Face analysis stack:
- core::face::FaceDetectorYunet — finds faces in the input frame using OpenCV’s DNN-based YuNet detector.
- core::face::FaceMesh — predicts dense facial landmarks for each detected face.
- core::filter::LandmarkFlowFilter — tracks landmarks over time using optical flow to obtain stable trajectories in video.
- core::filter::PoseKalmanFilter (used by gaze modules) — smooths noisy pose estimates with a Kalman filter.
Gaze estimation stack:
- gaze::HeadGazeEstimation — estimates 3D head pose and gaze direction.
- gaze::EyeGazeEstimation — refines gaze using eye-region landmarks and also estimates eye openness.
- gaze::GazeEstimation — wrapper that combines head and eye gaze into a single interface used by the engine.
Emotion recognition stack:
- core::NeuralBase — common infrastructure for loading, configuring and running OpenCV DNN models.
- core::NeuralClassifierBase — convenience wrapper that runs a classification network and returns a map of class probabilities.
- core::face::EmotionClassifier — concrete classifier for facial emotions; its outputs are normalized by AudienceMeasurementEngine::normalizeMap() and aggregated over time.
Visualization helpers in the visualization namespace:
- Drawing of facial landmarks and triangulations for debugging (FaceDrawer).
- Halo and halo animations around faces to highlight active detections.
- Overlay of key-value information boxes and detection properties next to each face.
- Support for simple on-frame charts showing the history of selected metrics.

Processing pipeline

For each incoming frame, AudienceMeasurementEngine::process() executes the following steps:

Pre-processing — resize and pad the input frame to the working resolution and color format expected by the underlying models.
Face detection — run face detection and create core::Detection objects with bounding boxes and (optionally) sparse landmarks.
Landmarks and pose — refine landmarks with the face mesh network, track them over time, and estimate head pose.
Gaze estimation — compute gaze direction and eye openness, which is used to determine whether a viewer is actually looking at the configured region of interest.
Emotion classification — crop the face, run the emotion network, and obtain a probability distribution over the configured emotion classes.
Aggregation — update internal history buffers with the latest attention and emotion scores so that time-based statistics (dwell time, total time per emotion category, trends) can be computed.
Visualization and output — draw optional overlays (halos, info boxes, history charts, watermark) onto an output frame and return it to the caller along with any exported metrics.

Typical usage

The engine is designed to be embedded into a host application that acquires video frames from a camera and forwards them to the processing pipeline.

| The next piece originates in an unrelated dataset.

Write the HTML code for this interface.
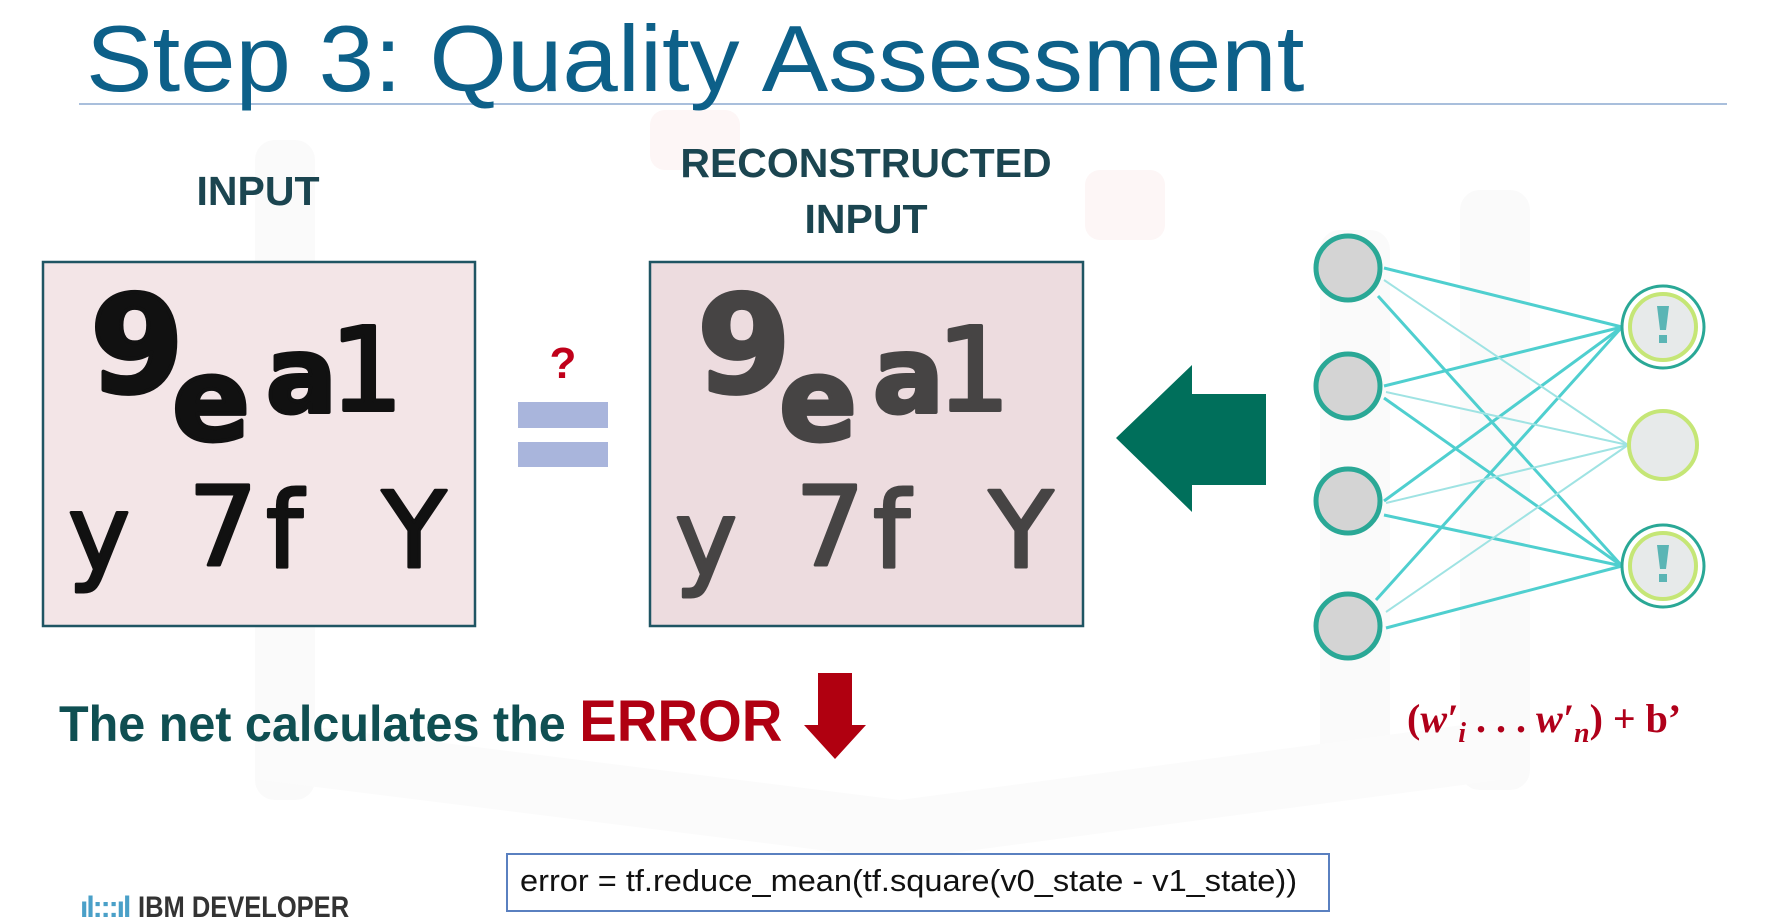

A minimal integration in C++ looks like this:

AudienceMeasurementEngine engine;

// Load models, configuration files and visual assets from a resource folder.
engine.init("path/to/resources");

cv::Mat inputFrame;
cv::Mat outputFrame;

for (;;)
{
    // 1. Grab a frame from the camera into inputFrame.
    // 2. Process the frame with the engine.
    engine.process(inputFrame, outputFrame);

    // 3. Display or stream outputFrame, and collect exported metrics
    //    (viewer counts, attention scores, emotion statistics).
}

The resource directory passed to init() typically contains the neural network model files (for face detection, face mesh, gaze, emotion recognition), class label files, and any visual assets required by the on-frame overlays.

Use cases

Audience measurement for products placed in a shop window or behind glass.
Measuring viewer engagement for in-store promotional stands and shelves.
Evaluating the impact of digital signage content on passers-by.
Running A/B tests on product placement or creative content by comparing traffic, attention, and emotional response.

How to navigate this documentation

Use the Namespaces tab to explore modules such as visualization and core.
Use the Classes tab to inspect details of classes like AudienceMeasurementEngine, EngineBase, EmotionClassifier, and the gaze-related components.
Use the Files tab to see the public headers that make up the engine API.

Together, these pages give a detailed view of how the Audience Measurement Engine is implemented and how to integrate it into your own applications.